▶ [Information supplied]
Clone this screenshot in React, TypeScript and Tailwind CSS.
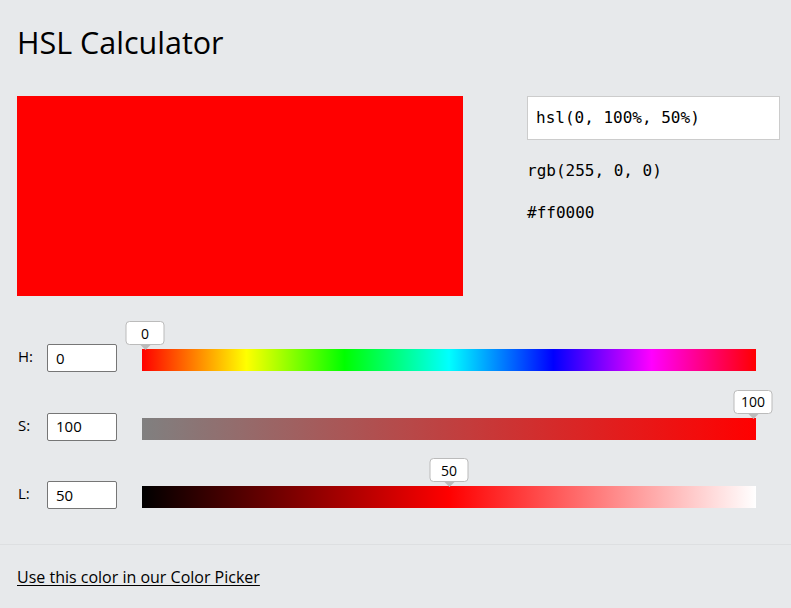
import React from "react";

const sans = { fontFamily: '"Open Sans", "Noto Sans", sans-serif' };
const mono = { fontFamily: '"DejaVu Sans Mono", "Liberation Mono", monospace' };

type Row = {
  label: string;
  value: number;
  max: number;
  gradient: string;
};

const rows: Row[] = [
  {
    label: "H:",
    value: 0,
    max: 360,
    gradient:
      "linear-gradient(to right, #ff0000, #ffff00 17%, #00ff00 33%, #00ffff 50%, #0000ff 67%, #ff00ff 83%, #ff0000)",
  },
  {
    label: "S:",
    value: 100,
    max: 100,
    gradient: "linear-gradient(to right, #808080, #ff0000)",
  },
  {
    label: "L:",
    value: 50,
    max: 100,
    gradient: "linear-gradient(to right, #000000, #ff0000, #ffffff)",
  },
];

const SliderRow = ({ row }: { row: Row }) => {
  const pct = row.value / row.max;
  return (
    <div className="flex items-end h-[28px]">
      <span className="w-[30px] self-center text-[15px] text-black pl-px -mt-[3px]">{row.label}</span>
      <div className="w-[70px] h-[28px] bg-white border border-[#767676] rounded-[2px] flex items-center pl-[8px] text-[15px] text-black">
        {row.value}
      </div>
      <div
        className="relative ml-[25px] mb-px w-[614px] h-[22px]"
        style={{ background: row.gradient }}
      >
        <div
          className="absolute bottom-[21px] -translate-x-1/2 flex flex-col items-center"
          style={{ left: 3 + pct * 608 }}
        >
          <div className="min-w-[39px] h-[24px] px-[6px] bg-white border border-[#bbbbbb] rounded-[4px] flex items-center justify-center text-[14px] text-black">
            {row.value}
          </div>
          <div className="w-0 h-0 border-l-[5px] border-r-[5px] border-t-[5px] border-l-transparent border-r-transparent border-t-[#bbbbbb]" />
        </div>
      </div>
    </div>
  );
};

const App = () => {
  return (
    <div className="w-full min-h-[608px] bg-[#e7e9eb] text-black overflow-hidden" style={sans}>
      <div className="px-[17px]">
        <h1 className="pt-[22px] text-[30.5px] leading-[40px] font-normal">HSL Calculator</h1>

        <div className="flex mt-[34px]">
          <div className="w-[446px] h-[200px] shrink-0 bg-[#ff0000]" />
          <div className="ml-[64px] w-[253px] shrink-0 flex flex-col" style={mono}>
            <div className="w-[253px] h-[44px] bg-white border border-[#cccccc] flex items-center pl-[8px] text-[16px]">
              hsl(0, 100%, 50%)
            </div>
            <div className="mt-[21px] text-[16px] leading-[20px]">rgb(255, 0, 0)</div>
            <div className="mt-[22px] text-[16px] leading-[20px]">#ff0000</div>
          </div>
        </div>

        <div className="mt-[48px] flex flex-col gap-[40.5px]">
          {rows.map((r) => (
            <SliderRow key={r.label} row={r} />
          ))}
        </div>
      </div>

      <div className="mt-[35px] border-t border-[#dddfe1] px-[17px] pt-[20px] pb-[20px]">
        <a href="#" className="text-[16px] text-black underline underline-offset-2">
          Use this color in our Color Picker
        </a>
      </div>
    </div>
  );
};

export default App;
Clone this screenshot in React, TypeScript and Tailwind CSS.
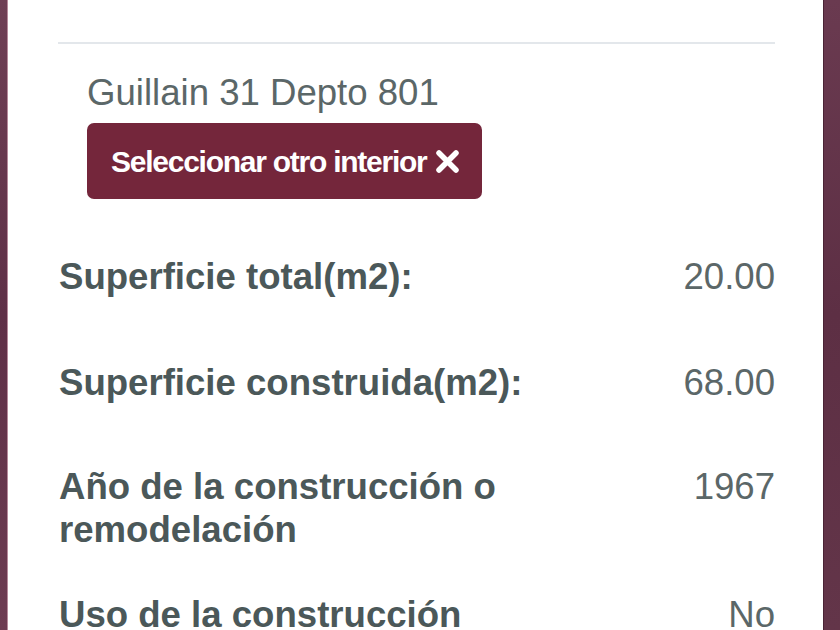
const ROWS = [
  { label: "Superficie total(m2):", value: "20.00", mt: "mt-[56px]" },
  { label: "Superficie construida(m2):", value: "68.00", mt: "mt-[63px]" },
  { label: "Año de la construcción o remodelación", value: "1967", mt: "mt-[61px]" },
  { label: "Uso de la construcción", value: "No", mt: "mt-[42px]" },
];

function CloseIcon() {
  return (
    <svg width="25" height="25" viewBox="0 0 25 25" className="shrink-0">
      <path d="M4 4 L21 21 M21 4 L4 21" stroke="#ffffff" strokeWidth="5.5" strokeLinecap="round" />
    </svg>
  );
}

export default function App() {
  return (
    <div
      className="flex h-[630px] w-[840px] overflow-hidden bg-white"
      style={{ fontFamily: '"Liberation Sans", Arial, sans-serif' }}
    >
      {/* maroon backdrop, left */}
      <div className="w-[8px] shrink-0 bg-gradient-to-b from-[#6f4055] via-[#5f3047] to-[#6d3c52] border-r border-[#b88a9c]" />

      {/* panel */}
      <div className="flex flex-1 flex-col pl-[50px] pr-[48px] pt-[42px]">
        <div className="h-[2px] w-full shrink-0 bg-[#e3e7eb]" />

        <div className="shrink-0 pl-[29px] pt-[27px]">
          <p className="text-[36.6px] leading-[43px] text-[#5b6768]">Guillain 31 Depto 801</p>
          <button
            type="button"
            className="mt-[9px] flex h-[76px] items-center gap-[8px] rounded-[7px] bg-[#74263b] pl-[24px] pr-[22px] text-[30px] font-bold tracking-[-1.25px] text-white"
          >
            Seleccionar otro interior
            <CloseIcon />
          </button>
        </div>

        <div className="flex shrink-0 flex-col">
          {ROWS.map((r) => (
            <div key={r.label} className={`flex shrink-0 items-start ${r.mt}`}>
              <div className="w-[500px] pl-[1px] text-[36.6px] font-bold leading-[43px] text-[#4b5859]">
                {r.label}
              </div>
              <div className="flex-1 text-right text-[36.6px] leading-[43px] text-[#5b6768]">{r.value}</div>
            </div>
          ))}
        </div>
      </div>

      {/* maroon backdrop, right */}
      <div className="w-[17px] shrink-0 bg-gradient-to-b from-[#6a3a50] via-[#5d2f44] to-[#633549] border-l border-[#4a2335]" />
    </div>
  );
}
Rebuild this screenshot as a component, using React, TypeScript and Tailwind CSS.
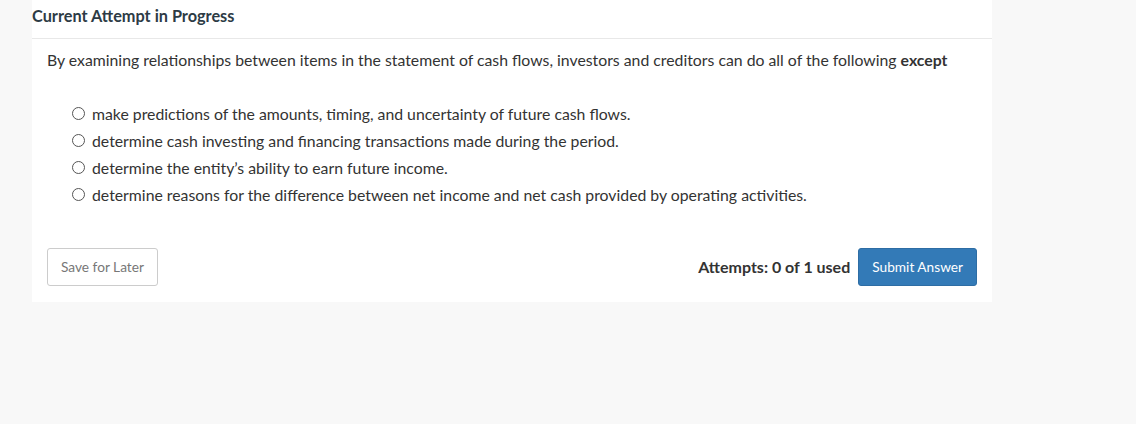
import React, { useState } from "react";

const options = [
	"make predictions of the amounts, timing, and uncertainty of future cash flows.",
	"determine cash investing and financing transactions made during the period.",
	"determine the entity’s ability to earn future income.",
	"determine reasons for the difference between net income and net cash provided by operating activities.",
];

const App = () => {
	const [picked, setPicked] = useState<number | null>(null);
	return (
		<div className="min-h-[424px] bg-[#f8f8f8] font-['Lato','Open_Sans',sans-serif] text-[#333]">
			<div className="ml-8 w-[960px] bg-white pb-4">
				<div className="flex h-[39px] items-center border-b border-[#e8e8e8] pb-[5px] text-[16.3px] font-bold text-[#2d3b45]">
					Current Attempt in Progress
				</div>
				<div className="px-[15px]">
					<p className="mt-[11px] text-[15.8px] leading-5">
						By examining relationships between items in the statement of cash flows,
						investors and creditors can do all of the following <b>except</b>
					</p>
					<div className="mt-[30px] flex flex-col pl-[25px]">
						{options.map((o, i) => (
							<label
								key={i}
								className="flex h-[27px] cursor-pointer items-center gap-[7px] text-[15.8px]"
								onClick={() => setPicked(i)}
							>
								<span className="flex h-[13px] w-[13px] items-center justify-center rounded-full border border-[#555]">
									{picked === i && <span className="h-[7px] w-[7px] rounded-full bg-[#333]" />}
								</span>
								<span>{o}</span>
							</label>
						))}
					</div>
					<div className="mt-[40px] flex items-center justify-between">
						<button className="h-[38px] rounded-[3px] border border-[#ccc] bg-white px-[13px] text-[13.7px] text-[#777]">
							Save for Later
						</button>
						<div className="flex items-center gap-2">
							<span className="text-[16px] font-bold text-[#333]">Attempts: 0 of 1 used</span>
							<button className="h-[38px] rounded-[3px] border border-[#2e6da4] bg-[#337ab7] px-[13px] text-[13.7px] text-white">
								Submit Answer
							</button>
						</div>
					</div>
				</div>
			</div>
		</div>
	);
};

export default App;
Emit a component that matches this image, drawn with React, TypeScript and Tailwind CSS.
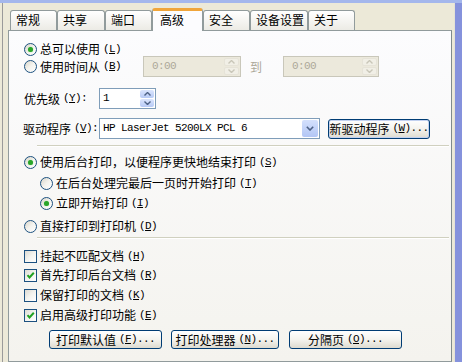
import React from 'react';

const mono = "font-['Liberation_Mono','DejaVu_Sans_Mono',monospace] text-[11px] tracking-[-0.6px]";

function Key({ k, dots }: { k: string; dots?: boolean }) {
  return (
    <span className={`${mono} ml-[3px]`}>
      (<span className="underline underline-offset-[1px]">{k}</span>){dots ? '...' : ''}
    </span>
  );
}

function Radio({ checked }: { checked?: boolean }) {
  return (
    <span className="w-[13px] h-[13px] shrink-0 rounded-full border border-[#1c5180] bg-gradient-to-br from-[#d8d5ca] via-[#f4f3ee] to-white flex items-center justify-center">
      {checked && <span className="w-[5px] h-[5px] rounded-full bg-[#2aa52a] shadow-[0_0_1px_#6fd36f]" />}
    </span>
  );
}

function Check({ checked }: { checked?: boolean }) {
  return (
    <span className="w-[13px] h-[13px] shrink-0 border border-[#1c5180] bg-gradient-to-br from-[#dcdad2] via-[#f3f3ef] to-white flex items-center justify-center">
      {checked && (
        <svg width="11" height="11" viewBox="0 0 11 11">
          <path d="M2.5 5.2 L4.5 7.4 L8.8 2.8" fill="none" stroke="#21a121" strokeWidth="2" />
        </svg>
      )}
    </span>
  );
}

function Arrow({ up, color }: { up?: boolean; color: string }) {
  return (
    <svg width="7" height="4" viewBox="0 0 7 4">
      <path d={up ? 'M0.5 3.5 L3.5 0.5 L6.5 3.5' : 'M0.5 0.5 L3.5 3.5 L6.5 0.5'} fill="none" stroke={color} strokeWidth="1.4" />
    </svg>
  );
}

function TimeBox({ w }: { w: string }) {
  return (
    <div className={`${w} h-[21px] border border-[#c9c7ba] bg-[#ece9dc] flex items-center justify-between`}>
      <span className={`${mono} text-[#aca899] ml-[8px]`}>0:00</span>
      <div className="w-[17px] h-full flex flex-col gap-[1px] p-[1px]">
        <div className="flex-1 rounded-[2px] bg-[#f1efe6] border border-[#e6e3d8] flex items-center justify-center">
          <Arrow up color="#c9c6b8" />
        </div>
        <div className="flex-1 rounded-[2px] bg-[#f1efe6] border border-[#e6e3d8] flex items-center justify-center">
          <Arrow color="#c9c6b8" />
        </div>
      </div>
    </div>
  );
}

function Btn({ w, children }: { w: string; children: React.ReactNode }) {
  return (
    <div className={`${w} h-[19px] rounded-[3px] border border-[#003c74] bg-gradient-to-b from-white via-[#f4f3ee] to-[#dedbd0] flex items-center justify-center text-black`}>
      {children}
    </div>
  );
}

const tabs = [
  { t: '常规', w: 'w-[47px]' },
  { t: '共享', w: 'w-[48px]' },
  { t: '端口', w: 'w-[47px]' },
  { t: '高级', w: 'w-[51px]', sel: true },
  { t: '安全', w: 'w-[47px]' },
  { t: '设备设置', w: 'w-[58px]' },
  { t: '关于', w: 'w-[47px]' },
];

function Sep() {
  return <div className="ml-[13px] w-[412px] h-[2px] border-t border-[#d0d0bf] border-b border-b-white" />;
}

export default function App() {
  return (
    <div className="w-[462px] h-[362px] overflow-hidden bg-[#ece9d8] flex flex-col font-['Noto_Sans_CJK_SC',sans-serif] text-[12px] leading-none text-black">
      <div className="h-[3px] shrink-0 bg-[#a4b7ec]" />
      <div className="flex flex-1 min-h-0">
        <div className="w-[452px] ml-[2px] border-l border-[#9a9a9a] pl-[5px] flex flex-col">
          <div className="h-[22px] mt-[5px] pl-[2px] flex items-end">
            {tabs.map((tab) =>
              tab.sel ? (
                <div
                  key={tab.t}
                  className={`${tab.w} h-[23px] -mb-[1px] relative z-10 rounded-t-[3px] border-x border-[#919b9c] border-t-[3px] border-t-[#f0a53a] bg-[#fcfcfe] pl-[7px] pt-[3px]`}
                >
                  {tab.t}
                </div>
              ) : (
                <div
                  key={tab.t}
                  className={`${tab.w} h-[20px] rounded-t-[3px] border-x border-t border-[#919b9c] bg-gradient-to-b from-white to-[#ecebe5] pl-[5px] pt-[3px]`}
                >
                  {tab.t}
                </div>
              )
            )}
          </div>
          <div className="w-[444px] flex-1 border border-[#919b9c] border-r-[#7f8a8b] bg-gradient-to-b from-[#fcfcfe] to-[#f4f3ee] pl-[15px] flex flex-col">
            <div className="h-[16px] mt-[10px] flex items-center">
              <Radio checked />
              <span className="ml-[3px]">总可以使用</span>
              <Key k="L" />
            </div>
            <div className="h-[21px] -mt-[1px] flex items-center">
              <div className="w-[119px] flex items-center">
                <Radio />
                <span className="ml-[3px]">使用时间从</span>
                <Key k="B" />
              </div>
              <TimeBox w="w-[98px]" />
              <span className="ml-[9px] text-[#aca899]">到</span>
              <div className="ml-[21px]">
                <TimeBox w="w-[96px]" />
              </div>
            </div>
            <div className="h-[21px] mt-[11px] flex items-center">
              <div className="w-[77px] -ml-[2px] pl-[2px] flex items-center">
                <span>优先级</span>
                <Key k="Y" />
                <span className={mono}>:</span>
              </div>
              <div className="w-[57px] h-[21px] border border-[#7f9db9] bg-white flex items-center justify-between">
                <span className={`${mono} ml-[3px]`}>1</span>
                <div className="w-[16px] h-full flex flex-col gap-[1px] p-[1px]">
                  <div className="flex-1 rounded-[2px] bg-gradient-to-b from-[#dbe5fd] to-[#b7caf6] flex items-center justify-center">
                    <Arrow up color="#4d6185" />
                  </div>
                  <div className="flex-1 rounded-[2px] bg-gradient-to-b from-[#dbe5fd] to-[#b7caf6] flex items-center justify-center">
                    <Arrow color="#4d6185" />
                  </div>
                </div>
              </div>
            </div>
            <div className="h-[21px] mt-[9px] flex items-center">
              <div className="w-[77px] -ml-[2px] pl-[1px] flex items-center">
                <span>驱动程序</span>
                <Key k="V" />
                <span className={mono}>:</span>
              </div>
              <div className="w-[221px] h-[21px] border border-[#7f9db9] bg-white flex items-center justify-between">
                <span className={`${mono} ml-[3px]`}>HP LaserJet 5200LX PCL 6</span>
                <div className="w-[18px] h-full p-[1px]">
                  <div className="h-full rounded-[2px] bg-gradient-to-b from-[#d4e0fc] to-[#b2c6f5] flex items-center justify-center">
                    <svg width="8" height="5" viewBox="0 0 8 5">
                      <path d="M0.8 0.8 L4 4 L7.2 0.8" fill="none" stroke="#4d6185" strokeWidth="1.6" />
                    </svg>
                  </div>
                </div>
              </div>
              <div className="ml-[8px]">
                <div className="w-[102px] h-[20px] rounded-[3px] border border-[#003c74] shadow-[inset_0_0_0_1px_#c2d1f0] bg-gradient-to-b from-white via-[#f4f3ee] to-[#dedbd0] flex items-center justify-center">
                  <span>新驱动程序</span>
                  <Key k="W" dots />
                </div>
              </div>
            </div>
            <div className="mt-[6px]">
              <Sep />
            </div>
            <div className="h-[16px] mt-[7px] flex items-center">
              <Radio checked />
              <span className="ml-[3px]">使用后台打印，以便程序更快地结束打印</span>
              <Key k="S" />
            </div>
            <div className="h-[16px] mt-[5px] pl-[16px] flex items-center">
              <Radio />
              <span className="ml-[3px]">在后台处理完最后一页时开始打印</span>
              <Key k="T" />
            </div>
            <div className="h-[16px] mt-[4px] pl-[16px] flex items-center">
              <Radio checked />
              <span className="ml-[3px]">立即开始打印</span>
              <Key k="I" />
            </div>
            <div className="h-[16px] mt-[7px] flex items-center">
              <Radio />
              <span className="ml-[3px]">直接打印到打印机</span>
              <Key k="D" />
            </div>
            <div className="mt-[3px]">
              <Sep />
            </div>
            <div className="h-[16px] mt-[9px] flex items-center">
              <Check />
              <span className="ml-[3px]">挂起不匹配文档</span>
              <Key k="H" />
            </div>
            <div className="h-[16px] mt-[3px] flex items-center">
              <Check checked />
              <span className="ml-[3px]">首先打印后台文档</span>
              <Key k="R" />
            </div>
            <div className="h-[16px] mt-[4px] flex items-center">
              <Check />
              <span className="ml-[3px]">保留打印的文档</span>
              <Key k="K" />
            </div>
            <div className="h-[16px] mt-[4px] flex items-center">
              <Check checked />
              <span className="ml-[3px]">启用高级打印功能</span>
              <Key k="E" />
            </div>
            <div className="mt-[7px] pl-[25px] flex gap-[9px]">
              <Btn w="w-[113px]">
                <span>打印默认值</span>
                <Key k="F" dots />
              </Btn>
              <Btn w="w-[108px]">
                <span>打印处理器</span>
                <Key k="N" dots />
              </Btn>
              <div className="ml-[1px]">
                <Btn w="w-[113px]">
                  <span>分隔页</span>
                  <Key k="O" dots />
                </Btn>
              </div>
            </div>
          </div>
        </div>
        <div className="w-[8px] ml-[1px] border-l border-[#e4e2d6] bg-[#8592dc]" />
      </div>
    </div>
  );
}
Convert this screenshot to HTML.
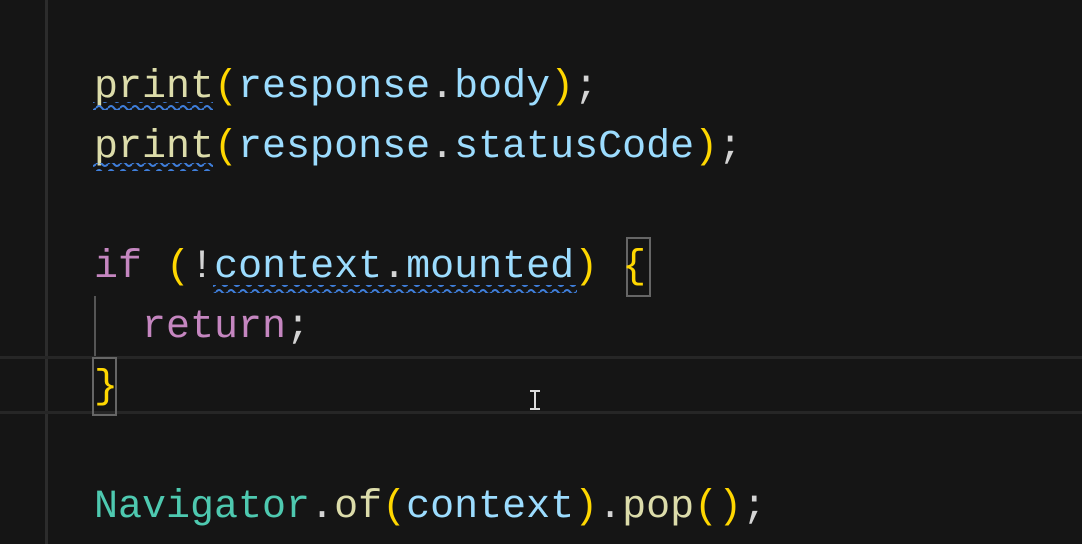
<!DOCTYPE html>
<html><head><style>
html,body{margin:0;padding:0;}
body{width:1082px;height:544px;background:#151515;position:relative;overflow:hidden;font-family:"Liberation Mono",monospace;}
.l{position:absolute;left:94px;height:60px;line-height:60px;font-size:40px;white-space:pre;color:#d4d4d4;}
.f{color:#dcdcaa}.p{color:#ffd700}.v{color:#9cdcfe}.k{color:#c586c0}.c{color:#4ec9b0}
.box{position:absolute;border:2px solid #666;box-sizing:border-box;}
</style></head><body>
<div style="position:absolute;left:45px;top:0;width:3px;height:544px;background:#2c2c2c"></div>
<div style="position:absolute;left:0;top:356px;width:1082px;height:3px;background:#262626"></div>
<div style="position:absolute;left:0;top:411px;width:1082px;height:3px;background:#262626"></div>
<div style="position:absolute;left:94px;top:296px;width:2px;height:60px;background:#555"></div>
<div class="box" style="left:626px;top:237px;width:25px;height:60px"></div>
<div class="box" style="left:92px;top:357px;width:25px;height:59px"></div>
<div class="l" style="top:58px"><span class="f">print</span><span class="p">(</span><span class="v">response</span>.<span class="v">body</span><span class="p">)</span>;</div>
<div class="l" style="top:118px"><span class="f">print</span><span class="p">(</span><span class="v">response</span>.<span class="v">statusCode</span><span class="p">)</span>;</div>
<div class="l" style="top:238px"><span class="k">if</span> <span class="p">(</span>!<span class="v">context</span>.<span class="v">mounted</span><span class="p">)</span> <span class="p">{</span></div>
<div class="l" style="top:298px">  <span class="k">return</span>;</div>
<div class="l" style="top:358px"><span class="p">}</span></div>
<div class="l" style="top:478px"><span class="c">Navigator</span>.<span class="f">of</span><span class="p">(</span><span class="v">context</span><span class="p">)</span>.<span class="f">pop</span><span class="p">()</span>;</div>
<svg style="position:absolute;left:0;top:0" width="1082" height="544">
<defs><pattern id="w" x="0" y="0" width="12" height="8" patternUnits="userSpaceOnUse"><path d="M0 4 Q3 0 6 4 T12 4" fill="none" stroke="#3f7fdc" stroke-width="2"/></pattern></defs>
<rect x="93" y="102" width="120" height="8" fill="url(#w)"/>
<rect x="93" y="163" width="120" height="8" fill="url(#w)"/>
<rect x="213" y="285" width="364" height="8" fill="url(#w)"/>
<path d="M530 391h10M535 391v18M530 409h10" stroke="#ddd" stroke-width="2" fill="none"/>
</svg>
</body></html>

▶ [Requirement]
Copy out every line with the word "React".

▶ [Exercise result]
Clone this screenshot in React, TypeScript and Tailwind CSS.
import React from "react";
Clone this screenshot in React, TypeScript and Tailwind CSS.
Rebuild this screenshot as a component, using React, TypeScript and Tailwind CSS.
import React, { useState } from "react";
Emit a component that matches this image, drawn with React, TypeScript and Tailwind CSS.
import React from 'react';
function Btn({ w, children }: { w: string; children: React.ReactNode }) {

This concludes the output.